Furthermore, in the fingerprint plots of the two molecules, the C···H/H···C contacts [17.6% for (IA) (Fig. 7c) and 21% for (IB) (Fig. 8c)] appear as two short spikes, while the S···H/H···S inter­actions [10.3% in (IA) (Fig. S1a) and 7.6% for (IB) (Fig. S2a)] develop as two sharp spikes.

On the other hand, the contribution of N···H/H···N inter­actions in (IA) is very small (1.1%; Fig. S1b), whereas in (IB), it becomes more considerable (4.3%; Fig. S2b), with the differences between the spikes in the N···H diagram being very clear.

For structure (II), FPs are shown in Figs. 9(a), 9(b), 9(c), S3(a) and S3(b) for the phospho­rothioic tri­amide molecule, in Figs. 10(a), 10(b), 10(c), S4(a) and S4(b) for the 3-methyl­piperidinium cation, and in Fig. 11 for the chloride anion. The full FP for each component is not symmetric (Figs. 9a, 10a and 11), as the three components have quite different shapes and also each component has a different environment.

Figs. 9(b) and 9(c) depict the majority H···H (63.8%) and C···H/H···C (22.7%) contacts, while Fig. S3(a) shows the FP for the less important S···H/H···S (6.7%) contacts for the phospho­rothioic tri­amide molecule. As for the C···H/H···C contacts (Fig. 9c), the shortest d_e + d_i (shown as blue points on the divided fingerprint) in spikes is near 2.6 Å and for S···H/H···S (Fig. S3a), it is near 2.3 Å. In contrast to the structure of (I), the N···H/H···N inter­actions have negligible contributions to the total inter­actions in (II).

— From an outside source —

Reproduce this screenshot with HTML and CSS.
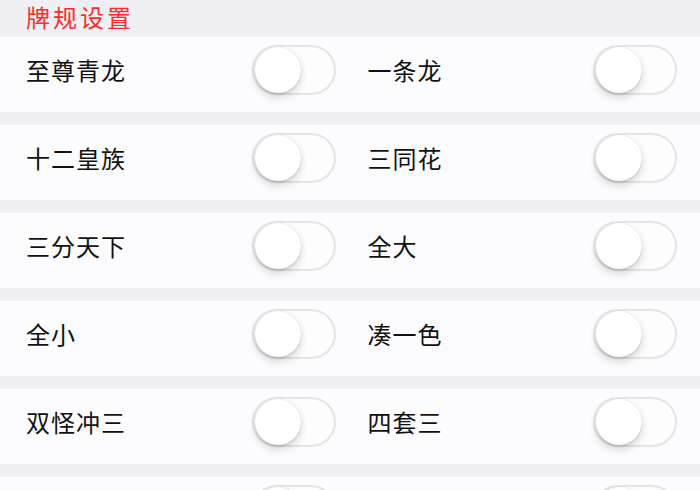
FILE: index.html
```html
<!DOCTYPE html>
<html lang="zh-CN">
<head>
<meta charset="utf-8">
<link rel="stylesheet" href="styles.css">
</head>
<body>
<div class="page">
  <div class="section-title">牌规设置</div>
  <div class="list">
    <div class="row">
      <div class="cell"><span class="label">至尊青龙</span><span class="switch"><span class="knob"></span></span></div>
      <div class="cell"><span class="label">一条龙</span><span class="switch"><span class="knob"></span></span></div>
    </div>
    <div class="row">
      <div class="cell"><span class="label">十二皇族</span><span class="switch"><span class="knob"></span></span></div>
      <div class="cell"><span class="label">三同花</span><span class="switch"><span class="knob"></span></span></div>
    </div>
    <div class="row">
      <div class="cell"><span class="label">三分天下</span><span class="switch"><span class="knob"></span></span></div>
      <div class="cell"><span class="label">全大</span><span class="switch"><span class="knob"></span></span></div>
    </div>
    <div class="row">
      <div class="cell"><span class="label">全小</span><span class="switch"><span class="knob"></span></span></div>
      <div class="cell"><span class="label">凑一色</span><span class="switch"><span class="knob"></span></span></div>
    </div>
    <div class="row">
      <div class="cell"><span class="label">双怪冲三</span><span class="switch"><span class="knob"></span></span></div>
      <div class="cell"><span class="label">四套三</span><span class="switch"><span class="knob"></span></span></div>
    </div>
    <div class="row">
      <div class="cell"><span class="label"></span><span class="switch"><span class="knob"></span></span></div>
      <div class="cell"><span class="label"></span><span class="switch"><span class="knob"></span></span></div>
    </div>
  </div>
</div>
</body>
</html>
```
FILE: styles.css
```css
html, body {
  margin: 0;
  padding: 0;
  background: #efeff4;
  font-family: "Noto Sans CJK SC", "Noto Sans", sans-serif;
  overflow: hidden;
}
.page {
  width: 700px;
}
.section-title {
  height: 37px;
  box-sizing: border-box;
  padding-left: 26px;
  color: #ff2b2b;
  font-size: 24px;
  line-height: 34px;
  letter-spacing: 3px;
}
.list {
  display: flex;
  flex-direction: column;
  gap: 13px;
}
.row {
  height: 75px;
  box-sizing: border-box;
  background: #fcfcfe;
  display: grid;
  grid-template-columns: 1fr 1fr;
  column-gap: 32px;
  padding: 0 23px 9px 26px;
  align-items: center;
}
.cell {
  display: flex;
  align-items: center;
  justify-content: space-between;
}
.label {
  font-size: 24px;
  letter-spacing: 1px;
  color: #111111;
  line-height: 30px;
}
.switch {
  position: relative;
  width: 84px;
  height: 50px;
  box-sizing: border-box;
  border: 2px solid #e4e4e8;
  border-radius: 25px;
  background: #fdfdfe;
}
.knob {
  position: absolute;
  left: 1px;
  top: 0px;
  width: 46px;
  height: 46px;
  border-radius: 50%;
  background: #ffffff;
  box-shadow: 0 5px 9px rgba(0, 0, 0, 0.15), 0 2px 2px rgba(0, 0, 0, 0.07), 0 0 1px rgba(0, 0, 0, 0.2);
}
```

For the [3-CH₃—C₅H₉NH₂]⁺ cation of (II), the full fingerprint plot is shown in Fig. 10(a). The most important inter­actions are the H···H contacts (62.9%; Fig. 10b), followed by H···C (22.5%; Fig. 10c), H···S (7.4%) and H···Cl (6.1%) (Figs. S4a and S4b, respectively). All the inter­actions discussed for the cation appear as a single spike in the region d_e > d_i in divided FPs, as expected. In other words, no S···H, Cl···H and meaningful C···H inter­actions were found with the cation, hence the corresponding fingerprint plots are quite asymmetric. Additionally, an acceptor spike is revealed for the Cl···H contacts which mostly concentrates in the region of d_e < d_i, the `lower part' of the fingerprint plot (Fig. 11). As there is no other inter­action received by this anion, the inter­actions mentioned involve a 100% contribution to the Hirshfeld surface.